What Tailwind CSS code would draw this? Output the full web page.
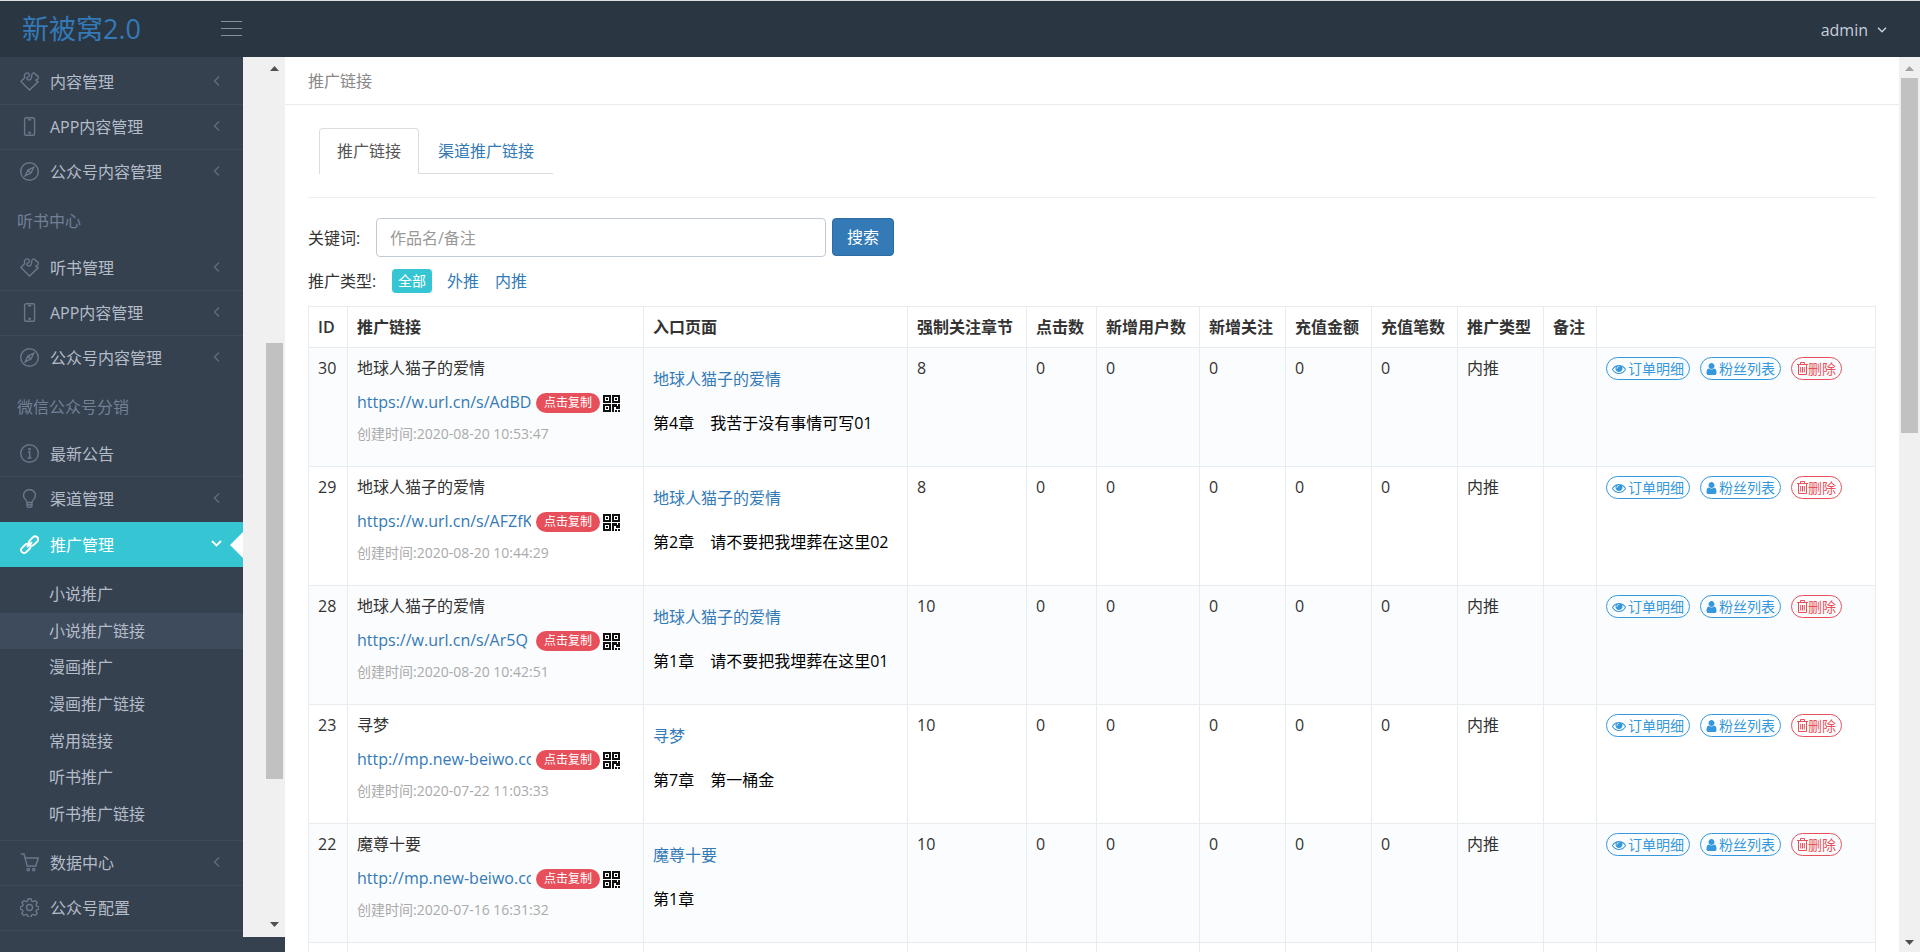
<!DOCTYPE html>
<html lang="zh-CN">
<head>
<meta charset="utf-8">
<title>新被窝2.0</title>
<script src="https://cdn.jsdelivr.net/npm/@tailwindcss/browser@4"></script>
</head>
<body class="flex h-screen flex-col overflow-hidden bg-[#364150] font-['Open_Sans','Noto_Sans_CJK_SC',sans-serif] text-base leading-6 text-[#333]">

<svg class="hidden" xmlns="http://www.w3.org/2000/svg">
  <symbol id="puzzle" viewBox="0 0 19 19"><path d="M.9 9.500 4.800 5.600C4 3.500 4.800 1.200 6.800.9C8.600.7 9.800 2 9.300 3.800C8.900 5 6.800 4.800 6.900 6.300C7.100 8 9.300 8.600 10.600 7.400C12 6.200 11.600 5 11.800 3C12 1 14 .4 15.100 1.600C15.600 2.200 15.500 3 16 3.300C18 3.100 18.700 5.200 17.900 6.800C17.300 7.800 15.900 7.600 15.700 8.300L18.100 9.800 9.500 18.100Z"/></symbol>
  <symbol id="phone" viewBox="0 0 19 19"><rect x="4.600" y=".7" width="10" height="17.500" rx="1.500"/><path d="M8 2.700h3.200M9 15.500h1.200v.6H9z"/></symbol>
  <symbol id="compass" viewBox="0 0 19 19"><circle cx="9.500" cy="9.500" r="8.800"/><path d="M13.800 5.200 11 11 5.200 13.800 8 8Zm-5.800 2.800 3 3M9.500 9.500h.1"/></symbol>
  <symbol id="info" viewBox="0 0 19 19"><circle cx="9.500" cy="9.500" r="8.800"/><path d="M9 4.700h1v.8H9zM8 8h1.700v6M7.500 14h4"/></symbol>
  <symbol id="bulb" viewBox="0 0 19 19"><path d="M7 13.500C7 11 3.500 10 3.500 6.500a6 6 0 0 1 12 0C15.500 10 12 11 12 13.500ZM7 13.500v3q0 1.800 1.800 1.800h1.400q1.800 0 1.800-1.800v-3M7 15.700h5"/></symbol>
  <symbol id="link" viewBox="0 0 19 19"><g stroke-width="1.900"><rect x="8.300" y="3" width="10.500" height="6" rx="3" transform="rotate(-45 13.500 6)"/><rect x=".5" y="10.500" width="10.500" height="6" rx="3" transform="rotate(-45 5.700 13.500)"/><path d="m7 12 5-5"/></g></symbol>
  <symbol id="cart" viewBox="0 0 19 19"><path d="M.8 1H4l3.200 12h8.600L18.300 5H5"/><circle cx="8.300" cy="16.600" r="1.200"/><circle cx="13.700" cy="16.600" r="1.200"/></symbol>
  <symbol id="gear" viewBox="0 0 19 19"><circle cx="9.500" cy="9.500" r="3"/><path d="M8 .8h3l.6 2.200 1.500.7 2-1.200 2.100 2.100-1.200 2 .6 1.500 2.200.6v2.600l-2.200.6-.6 1.500 1.200 2-2.100 2.100-2-1.200-1.500.7-.6 2.200H8l-.6-2.200-1.500-.7-2 1.200-2.100-2.100 1.200-2-.6-1.500L.4 11.300V8.700l2.200-.6.6-1.500-1.200-2 2.100-2.100 2 1.200 1.500-.7Z" stroke-linejoin="round"/></symbol>
  <symbol id="eye" viewBox="0 0 1792 1792"><path d="M1664 960q-152-236-381-353 61 104 61 225 0 185-131.5 316.5t-316.5 131.5-316.5-131.5-131.5-316.5q0-121 61-225-229 117-381 353 133 205 333.5 326.5t434.5 121.5 434.5-121.5 333.500-326.500zm-720-384q0-20-14-34t-34-14q-125 0-214.500 89.500t-89.500 214.500q0 20 14 34t34 14 34-14 14-34q0-86 61-147t147-61q20 0 34-14t14-34zm848 384q0 34-20 69-140 230-376.500 368.500t-499.500 138.500-499.500-139-376.500-368q-20-35-20-69t20-69q140-229 376.500-368t499.500-139 499.500 139 376.500 368q20 35 20 69z"/></symbol>
  <symbol id="user" viewBox="256 128 1280 1536"><path d="M1536 1399q0 109-62.500 187t-150.500 78h-854q-88 0-150.500-78t-62.500-187q0-85 8.500-160.500t31.500-152 58.500-131 94-89 134.500-34.500q131 128 313 128t313-128q76 0 134.500 34.500t94 89 58.500 131 31.500 152 8.500 160.500zm-256-887q0 159-112.500 271.500t-271.500 112.500-271.500-112.500-112.500-271.500 112.500-271.500 271.500-112.500 271.500 112.500 112.500 271.500z"/></symbol>
  <symbol id="trash" viewBox="0 0 11 13"><path d="M0 2.500h11M3.500 2.500v-2h4v2M1.500 2.500v10h8v-10M3.700 5v5.500M5.500 5v5.500M7.300 5v5.500"/></symbol>
  <symbol id="qr" viewBox="0 0 17 17"><path fill-rule="evenodd" d="M0 0h8v8H0zM2 2v4h4V2zM9 0h8v8H9zM11 2v4h4V2zM0 9h8v8H0zM2 11v4h4v-4zM3 3h2v2H3zM12 3h2v2h-2zM3 12h2v2H3zM9 9h5v2h1V9h2v5h-4v-2h-2v5H9zM12 15h2v2h-2zM15 15h2v2h-2z"/></symbol>
</svg>

<header class="flex h-[57px] shrink-0 items-center border-t border-[#dcdfe2] bg-[#2b3643] pr-[33px] pl-[22px]">
  <a href="#" class="w-[199px] text-[27px] leading-9 text-[#337ab7]">新被窝2.0</a>
  <button type="button" aria-label="菜单" class="mb-[2px] flex w-[21px] flex-col gap-[6px]">
    <span class="h-px w-full bg-[#8491a1]"></span><span class="h-px w-full bg-[#8491a1]"></span><span class="h-px w-full bg-[#8491a1]"></span>
  </button>
  <button type="button" class="ml-auto flex items-center gap-[9px] pt-[2px] text-[#c6cfda]">admin
    <svg class="h-[6px] w-[10px]" viewBox="0 0 10 6" fill="none" stroke="currentColor" stroke-width="1.500"><path d="m1 .8 4 4 4-4"/></svg>
  </button>
</header>

<div class="flex min-h-0 flex-1">
  <aside class="flex w-[285px] shrink-0 flex-col pb-[15px]">
    <div class="flex min-h-0 flex-1 bg-[#f0f0f0]">
      <nav id="menu" class="w-[243px] shrink-0 bg-[#364150] pt-[3px] text-[#b4bcc8]"></nav>
      <div class="ml-auto flex w-[21px] flex-col items-center pt-[9px] pb-[10px]" aria-hidden="true">
        <svg class="h-[5px] w-[9px]" viewBox="0 0 9 5" fill="#505050"><path d="M0 5 4.500 0 9 5z"/></svg>
        <div class="w-[17px] grow-[272]"></div>
        <div class="w-[17px] grow-[437] bg-[#c1c1c1]"></div>
        <div class="w-[17px] grow-[143]"></div>
        <svg class="h-[5px] w-[9px]" viewBox="0 0 9 5" fill="#505050"><path d="M0 0h9L4.500 5z"/></svg>
      </div>
    </div>
  </aside>

  <main class="min-w-0 flex-1 overflow-hidden bg-white">
    <div class="border-b border-[#e7ecf1] px-[23px] pt-[13px] pb-[11px] leading-[23px] text-[#888]">推广链接</div>
    <div class="px-[23px] pt-[23px]">
      <ul class="ml-[11px] flex w-max border-b border-[#ddd]">
        <li class="-mb-px rounded-t border border-b-0 border-[#ddd] bg-white"><a href="#" class="block px-[17px] pt-[10px] pb-[11px] text-[#555]">推广链接</a></li>
        <li class="pt-px"><a href="#" class="block px-[19px] pt-[10px] pb-[10px] text-[#337ab7]">渠道推广链接</a></li>
      </ul>
      <hr class="mt-[23px] border-[#eee]">
      <form class="mt-5 flex items-start" onsubmit="return false">
        <label for="kw" class="w-[68px] pt-2">关键词:</label>
        <input id="kw" type="text" placeholder="作品名/备注" class="h-[39px] w-[450px] rounded border border-[#c2cad8] px-[13px] placeholder-[#999] outline-none">
        <button type="submit" class="ml-[6px] h-[38px] rounded border border-[#2e6da4] bg-[#337ab7] px-[14px] text-white">搜索</button>
      </form>
      <div class="mt-3 mb-[13px] flex h-6 items-center">
        <span class="w-[84px]">推广类型:</span>
        <a href="#" class="rounded bg-[#36c6d3] px-[6px] text-sm leading-6 text-white">全部</a>
        <a href="#" class="ml-[15px] text-[#337ab7]">外推</a>
        <a href="#" class="ml-4 text-[#337ab7]">内推</a>
      </div>
      <table class="w-full table-fixed border-collapse text-left align-top">
        <colgroup><col class="w-[39px]"><col class="w-[296px]"><col class="w-[264px]"><col class="w-[119px]"><col class="w-[70px]"><col class="w-[103px]"><col class="w-[86px]"><col class="w-[86px]"><col class="w-[86px]"><col class="w-[86px]"><col class="w-[53px]"><col></colgroup>
        <thead><tr id="head"></tr></thead>
        <tbody id="rows"></tbody>
      </table>
    </div>
  </main>

  <div class="flex w-[21px] shrink-0 flex-col items-center bg-[#f0f0f0] pt-[9px] pb-[7px]" aria-hidden="true">
    <svg class="h-[5px] w-[9px]" viewBox="0 0 9 5" fill="#a3a3a3"><path d="M0 5 4.500 0 9 5z"/></svg>
    <div class="w-[17px] grow-[7]"></div>
    <div class="w-[17px] grow-[355] bg-[#c1c1c1]"></div>
    <div class="w-[17px] grow-[507]"></div>
    <svg class="h-[5px] w-[9px]" viewBox="0 0 9 5" fill="#505050"><path d="M0 0h9L4.500 5z"/></svg>
  </div>
</div>

<script>
const item = (icon, label, arrow = true, last = false) => `
  <a href="#" class="flex h-[45px] items-center border-b pr-[23px] pl-5 ${last ? 'border-transparent' : 'border-[#3d4957]'}">
    <svg class="mr-[11px] mb-[2px] h-[19px] w-[19px] text-[#6a778a]" fill="none" stroke="currentColor" stroke-width="1.400"><use href="#${icon}"/></svg>${label}
    ${arrow ? '<svg class="mb-[3px] ml-auto h-[10px] w-[7px] text-[#606c7d]" viewBox="0 0 7 10" fill="none" stroke="currentColor" stroke-width="1.400"><path d="M6 .5 1.500 5 6 9.500"/></svg>' : ''}
  </a>`;
const heading = t => `<h3 class="pt-[14px] pb-3 pl-[17px] leading-[25px] text-[#708096]">${t}</h3>`;
const subs = ['小说推广', '小说推广链接', '漫画推广', '漫画推广链接', '常用链接', '听书推广', '听书推广链接'];
document.getElementById('menu').innerHTML =
  item('puzzle', '内容管理') + item('phone', 'APP内容管理') + item('compass', '公众号内容管理', true, true) +
  heading('听书中心') +
  item('puzzle', '听书管理') + item('phone', 'APP内容管理') + item('compass', '公众号内容管理', true, true) +
  heading('微信公众号分销') +
  item('info', '最新公告', false) + item('bulb', '渠道管理', true, true) +
  `<a href="#" class="flex h-[45px] items-center bg-[#36c6d3] pl-5 text-white">
    <svg class="mr-[11px] h-[19px] w-[19px]" fill="none" stroke="currentColor"><use href="#link"/></svg>推广管理
    <svg class="mb-[3px] mr-[8px] ml-auto h-[7px] w-[11px]" viewBox="0 0 11 7" fill="none" stroke="currentColor" stroke-width="1.800"><path d="m1 1 4.500 4.500L10 1"/></svg>
    <svg class="h-[26px] w-[13px]" viewBox="0 0 13 26" fill="white"><path d="M13 0v26L0 13z"/></svg>
  </a>
  <ul class="grid h-[274px] grid-rows-7 border-b border-[#3d4957] pt-[9px] pb-2">` +
  subs.map((s, i) => `<li class="flex items-center pl-[49px] ${i === 1 ? 'bg-[#3e4b5c]' : ''}"><a href="#">${s}</a></li>`).join('') + '</ul>' +
  item('cart', '数据中心') + item('gear', '公众号配置', false);

document.getElementById('head').innerHTML = ['ID', '推广链接', '入口页面', '强制关注章节', '点击数', '新增用户数', '新增关注', '充值金额', '充值笔数', '推广类型', '备注', '']
  .map(t => `<th class="border border-[#e7ecf1] px-[9px] py-2 font-semibold whitespace-nowrap">${t}</th>`).join('');

const td = (html) => `<td class="border border-[#e7ecf1] px-[9px] py-2 align-top">${html}</td>`;
const pill = (color, icon, label) => `<button type="button" class="flex h-[23px] items-center gap-[2px] rounded-full border px-[5px] text-sm ${color}">${icon}${label}</button>`;
const eye = '<svg class="h-[14px] w-[14px]" fill="currentColor"><use href="#eye"/></svg>';
const user = '<svg class="h-[12px] w-[11px]" fill="currentColor"><use href="#user"/></svg>';
const trash = '<svg class="-mr-[2px] h-[13px] w-[11px]" fill="none" stroke="currentColor"><use href="#trash"/></svg>';
const data = [
  [30, '地球人猫子的爱情', 'https://w.url.cn/s/AdBD', '2020-08-20 10:53:47', '第4章　我苦于没有事情可写01', 8],
  [29, '地球人猫子的爱情', 'https://w.url.cn/s/AFZfK', '2020-08-20 10:44:29', '第2章　请不要把我埋葬在这里02', 8],
  [28, '地球人猫子的爱情', 'https://w.url.cn/s/Ar5Q', '2020-08-20 10:42:51', '第1章　请不要把我埋葬在这里01', 10],
  [23, '寻梦', 'http://mp.new-beiwo.co', '2020-07-22 11:03:33', '第7章　第一桶金', 10],
  [22, '魔尊十要', 'http://mp.new-beiwo.co', '2020-07-16 16:31:32', '第1章', 10],
];
document.getElementById('rows').innerHTML = data.map(([id, name, url, time, chapter, n]) => `
  <tr class="h-[119px] odd:bg-[#fbfcfd]">
    ${td(id)}
    ${td(`<div>${name}</div>
      <div class="mt-[10px] flex items-center">
        <a href="#" class="w-[174px] overflow-hidden whitespace-nowrap text-[#337ab7]">${url}</a>
        <button type="button" class="mt-[2px] ml-[5px] h-5 rounded-full bg-[#e7505a] px-[8px] text-xs leading-5 text-white">点击复制</button>
        <svg class="mt-[2px] ml-[3px] h-[17px] w-[17px]" fill="#111"><use href="#qr"/></svg>
      </div>
      <div class="mt-2 text-sm leading-6 text-[#aaa]">创建时间:${time}</div>`)}
    ${td(`<a href="#" class="mt-[11px] block text-[#337ab7]">${name}</a><p class="mt-5 whitespace-nowrap text-black">${chapter}</p>`)}
    ${td(n)}${td(0)}${td(0)}${td(0)}${td(0)}${td(0)}${td('内推')}${td('')}
    ${td(`<div class="flex gap-[10px] pt-px">${pill('border-[#3598dc] text-[#3598dc]', eye, '订单明细')}${pill('border-[#3598dc] text-[#3598dc]', user, '粉丝列表')}${pill('border-[#e7505a] text-[#e7505a]', trash, '删除')}</div>`)}
  </tr>`).join('') + '<tr class="h-[119px] odd:bg-[#fbfcfd]">' + td('').repeat(12) + '</tr>';
</script>
</body>
</html>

• • • • • • •

- _YOUR OBJECTIVE_
With the pictures left out, restate word for word every line of the data above, from the first down to the line that contains "h-screen flex-col overflow-hidden".

- _THE OUTPUT_
What Tailwind CSS code would draw this? Output the full web page.
<!DOCTYPE html>
<html lang="zh-CN">
<head>
<meta charset="utf-8">
<title>新被窝2.0</title>
<script src="https://cdn.jsdelivr.net/npm/@tailwindcss/browser@4"></script>
</head>
<body class="flex h-screen flex-col overflow-hidden bg-[#364150] font-['Open_Sans','Noto_Sans_CJK_SC',sans-serif] text-base leading-6 text-[#333]">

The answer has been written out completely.